EXERCISE BRIEF: From the listing below, pull out the lines that hold "index".

RECORDED INFORMATION:
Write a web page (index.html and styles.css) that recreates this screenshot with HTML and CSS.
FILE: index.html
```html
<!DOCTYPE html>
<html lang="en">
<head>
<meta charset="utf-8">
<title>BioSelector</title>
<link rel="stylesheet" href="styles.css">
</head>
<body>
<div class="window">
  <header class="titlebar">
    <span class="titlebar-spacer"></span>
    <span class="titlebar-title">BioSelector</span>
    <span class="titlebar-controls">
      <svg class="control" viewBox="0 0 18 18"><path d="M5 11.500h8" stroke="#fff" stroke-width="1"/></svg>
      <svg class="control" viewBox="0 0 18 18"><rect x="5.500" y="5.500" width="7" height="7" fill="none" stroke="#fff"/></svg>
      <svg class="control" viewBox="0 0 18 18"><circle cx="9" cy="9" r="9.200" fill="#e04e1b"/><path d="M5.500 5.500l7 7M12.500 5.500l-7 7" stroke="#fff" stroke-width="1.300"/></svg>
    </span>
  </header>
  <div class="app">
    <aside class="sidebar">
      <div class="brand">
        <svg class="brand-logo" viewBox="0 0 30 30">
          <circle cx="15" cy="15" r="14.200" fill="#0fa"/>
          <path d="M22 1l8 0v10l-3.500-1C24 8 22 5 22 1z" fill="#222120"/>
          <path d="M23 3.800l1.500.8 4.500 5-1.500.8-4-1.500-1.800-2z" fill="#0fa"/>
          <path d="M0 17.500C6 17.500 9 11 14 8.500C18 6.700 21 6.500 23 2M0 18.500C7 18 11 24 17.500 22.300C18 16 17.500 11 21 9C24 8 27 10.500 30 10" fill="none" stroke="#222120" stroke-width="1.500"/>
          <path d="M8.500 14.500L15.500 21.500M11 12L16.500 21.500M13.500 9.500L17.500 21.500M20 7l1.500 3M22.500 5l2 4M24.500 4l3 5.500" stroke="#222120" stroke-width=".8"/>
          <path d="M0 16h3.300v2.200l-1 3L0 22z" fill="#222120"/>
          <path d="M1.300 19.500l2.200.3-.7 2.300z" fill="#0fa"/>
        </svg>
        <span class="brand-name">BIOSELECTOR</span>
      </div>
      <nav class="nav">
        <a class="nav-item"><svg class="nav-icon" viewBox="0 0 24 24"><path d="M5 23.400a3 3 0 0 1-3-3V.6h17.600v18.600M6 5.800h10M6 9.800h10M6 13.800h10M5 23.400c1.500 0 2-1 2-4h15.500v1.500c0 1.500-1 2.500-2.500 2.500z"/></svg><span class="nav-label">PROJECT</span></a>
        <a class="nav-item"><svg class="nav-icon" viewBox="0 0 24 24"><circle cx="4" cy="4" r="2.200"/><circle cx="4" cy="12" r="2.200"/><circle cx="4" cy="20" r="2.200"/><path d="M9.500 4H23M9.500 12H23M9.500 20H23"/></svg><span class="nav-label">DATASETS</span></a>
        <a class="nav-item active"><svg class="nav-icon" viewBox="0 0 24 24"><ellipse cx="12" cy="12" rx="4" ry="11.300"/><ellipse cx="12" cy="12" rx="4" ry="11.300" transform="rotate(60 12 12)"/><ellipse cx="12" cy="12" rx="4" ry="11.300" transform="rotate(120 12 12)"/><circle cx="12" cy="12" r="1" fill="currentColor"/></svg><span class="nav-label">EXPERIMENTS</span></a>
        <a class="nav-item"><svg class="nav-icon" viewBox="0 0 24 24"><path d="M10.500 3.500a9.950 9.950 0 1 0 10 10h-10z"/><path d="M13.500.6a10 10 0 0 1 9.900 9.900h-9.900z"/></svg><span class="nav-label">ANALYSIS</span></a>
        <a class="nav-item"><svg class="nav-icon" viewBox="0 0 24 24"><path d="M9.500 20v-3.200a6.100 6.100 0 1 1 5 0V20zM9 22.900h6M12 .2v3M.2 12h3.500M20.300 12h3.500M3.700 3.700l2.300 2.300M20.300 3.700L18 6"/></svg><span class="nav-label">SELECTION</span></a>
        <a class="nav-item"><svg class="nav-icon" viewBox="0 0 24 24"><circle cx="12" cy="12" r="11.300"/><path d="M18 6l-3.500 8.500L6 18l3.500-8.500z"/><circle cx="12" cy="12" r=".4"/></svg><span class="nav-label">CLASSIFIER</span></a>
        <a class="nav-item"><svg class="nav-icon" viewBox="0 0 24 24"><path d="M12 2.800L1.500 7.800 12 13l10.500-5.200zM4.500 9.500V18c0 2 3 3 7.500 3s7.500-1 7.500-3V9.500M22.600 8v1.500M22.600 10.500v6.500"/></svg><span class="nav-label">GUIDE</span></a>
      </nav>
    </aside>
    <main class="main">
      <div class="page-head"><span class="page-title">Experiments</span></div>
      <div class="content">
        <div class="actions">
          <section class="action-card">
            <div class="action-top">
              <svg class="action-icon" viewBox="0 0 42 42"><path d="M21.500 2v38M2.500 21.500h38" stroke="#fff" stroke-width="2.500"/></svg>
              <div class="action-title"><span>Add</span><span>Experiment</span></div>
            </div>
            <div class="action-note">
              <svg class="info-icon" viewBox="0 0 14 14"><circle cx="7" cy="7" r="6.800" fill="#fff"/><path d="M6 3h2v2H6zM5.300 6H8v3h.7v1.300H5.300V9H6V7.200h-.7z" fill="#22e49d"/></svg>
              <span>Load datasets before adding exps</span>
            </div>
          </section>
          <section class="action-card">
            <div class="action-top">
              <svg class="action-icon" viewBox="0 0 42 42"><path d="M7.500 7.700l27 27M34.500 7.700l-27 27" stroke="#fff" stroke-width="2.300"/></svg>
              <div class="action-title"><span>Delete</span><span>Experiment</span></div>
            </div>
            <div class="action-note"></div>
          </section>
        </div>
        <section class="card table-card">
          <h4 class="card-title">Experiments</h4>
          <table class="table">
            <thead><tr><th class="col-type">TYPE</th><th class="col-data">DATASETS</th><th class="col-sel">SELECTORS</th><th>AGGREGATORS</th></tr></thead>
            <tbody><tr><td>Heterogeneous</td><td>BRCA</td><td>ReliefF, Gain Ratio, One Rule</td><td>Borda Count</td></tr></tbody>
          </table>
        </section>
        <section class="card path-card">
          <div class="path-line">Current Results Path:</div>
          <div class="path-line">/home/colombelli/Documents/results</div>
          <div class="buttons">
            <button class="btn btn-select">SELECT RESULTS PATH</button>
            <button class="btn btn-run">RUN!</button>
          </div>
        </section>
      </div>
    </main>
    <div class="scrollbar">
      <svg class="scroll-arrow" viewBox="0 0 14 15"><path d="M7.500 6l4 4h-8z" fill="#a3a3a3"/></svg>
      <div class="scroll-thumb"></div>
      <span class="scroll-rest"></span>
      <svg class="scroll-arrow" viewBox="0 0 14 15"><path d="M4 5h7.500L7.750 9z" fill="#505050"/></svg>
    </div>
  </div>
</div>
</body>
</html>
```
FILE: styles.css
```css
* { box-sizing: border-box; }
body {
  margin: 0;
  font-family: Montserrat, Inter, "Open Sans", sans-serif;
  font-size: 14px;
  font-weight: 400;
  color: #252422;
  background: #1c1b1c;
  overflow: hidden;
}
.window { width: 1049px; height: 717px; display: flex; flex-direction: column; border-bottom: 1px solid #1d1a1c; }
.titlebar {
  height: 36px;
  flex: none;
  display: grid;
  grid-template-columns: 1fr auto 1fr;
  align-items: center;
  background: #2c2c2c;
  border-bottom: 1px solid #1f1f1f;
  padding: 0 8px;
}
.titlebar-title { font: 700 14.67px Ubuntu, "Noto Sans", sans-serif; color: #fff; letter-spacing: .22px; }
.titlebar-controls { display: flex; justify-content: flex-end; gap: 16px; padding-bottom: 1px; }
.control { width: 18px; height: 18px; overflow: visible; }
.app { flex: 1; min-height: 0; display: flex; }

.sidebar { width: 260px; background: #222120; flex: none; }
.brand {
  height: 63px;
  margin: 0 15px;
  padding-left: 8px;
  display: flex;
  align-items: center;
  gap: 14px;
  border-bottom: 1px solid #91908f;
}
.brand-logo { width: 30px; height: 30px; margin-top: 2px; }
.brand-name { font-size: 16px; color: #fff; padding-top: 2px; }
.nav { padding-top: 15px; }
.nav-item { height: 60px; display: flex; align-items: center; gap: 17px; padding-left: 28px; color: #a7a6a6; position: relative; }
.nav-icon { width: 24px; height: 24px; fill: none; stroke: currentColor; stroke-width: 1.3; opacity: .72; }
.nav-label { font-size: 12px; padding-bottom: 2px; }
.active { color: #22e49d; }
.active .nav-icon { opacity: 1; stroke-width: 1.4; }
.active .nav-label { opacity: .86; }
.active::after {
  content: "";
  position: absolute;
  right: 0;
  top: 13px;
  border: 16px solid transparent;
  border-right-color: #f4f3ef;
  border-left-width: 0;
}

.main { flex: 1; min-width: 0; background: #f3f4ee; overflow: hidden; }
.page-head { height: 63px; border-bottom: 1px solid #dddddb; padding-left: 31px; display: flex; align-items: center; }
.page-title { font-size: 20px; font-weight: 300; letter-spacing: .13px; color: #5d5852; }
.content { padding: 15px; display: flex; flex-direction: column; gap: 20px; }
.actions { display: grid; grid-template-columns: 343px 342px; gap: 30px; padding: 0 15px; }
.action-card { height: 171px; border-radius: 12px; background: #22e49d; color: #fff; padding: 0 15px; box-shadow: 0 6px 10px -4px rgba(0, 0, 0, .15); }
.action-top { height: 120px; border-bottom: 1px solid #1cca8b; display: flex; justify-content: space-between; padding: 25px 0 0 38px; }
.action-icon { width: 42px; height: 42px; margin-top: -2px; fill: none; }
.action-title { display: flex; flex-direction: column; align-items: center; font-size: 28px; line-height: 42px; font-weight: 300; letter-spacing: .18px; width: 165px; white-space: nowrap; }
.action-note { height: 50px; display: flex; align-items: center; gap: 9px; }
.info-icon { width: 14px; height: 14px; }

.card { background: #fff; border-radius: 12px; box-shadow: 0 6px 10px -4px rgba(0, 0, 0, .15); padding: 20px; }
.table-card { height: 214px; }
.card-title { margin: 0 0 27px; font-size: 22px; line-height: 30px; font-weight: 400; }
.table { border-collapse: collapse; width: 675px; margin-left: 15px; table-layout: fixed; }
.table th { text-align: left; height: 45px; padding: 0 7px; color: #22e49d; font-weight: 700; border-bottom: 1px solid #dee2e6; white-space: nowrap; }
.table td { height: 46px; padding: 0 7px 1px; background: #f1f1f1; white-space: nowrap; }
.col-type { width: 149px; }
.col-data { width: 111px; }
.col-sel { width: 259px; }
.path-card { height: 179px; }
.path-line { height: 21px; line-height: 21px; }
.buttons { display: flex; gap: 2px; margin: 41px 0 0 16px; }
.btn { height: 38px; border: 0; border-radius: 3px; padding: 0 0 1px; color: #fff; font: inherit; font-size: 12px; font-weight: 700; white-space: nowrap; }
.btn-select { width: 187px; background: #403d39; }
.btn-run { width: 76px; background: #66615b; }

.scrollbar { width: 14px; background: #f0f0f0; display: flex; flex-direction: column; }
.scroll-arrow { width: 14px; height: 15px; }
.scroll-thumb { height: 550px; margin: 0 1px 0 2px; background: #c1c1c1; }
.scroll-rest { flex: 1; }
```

FINAL RESULT:
Write a web page (index.html and styles.css) that recreates this screenshot with HTML and CSS.
FILE: index.html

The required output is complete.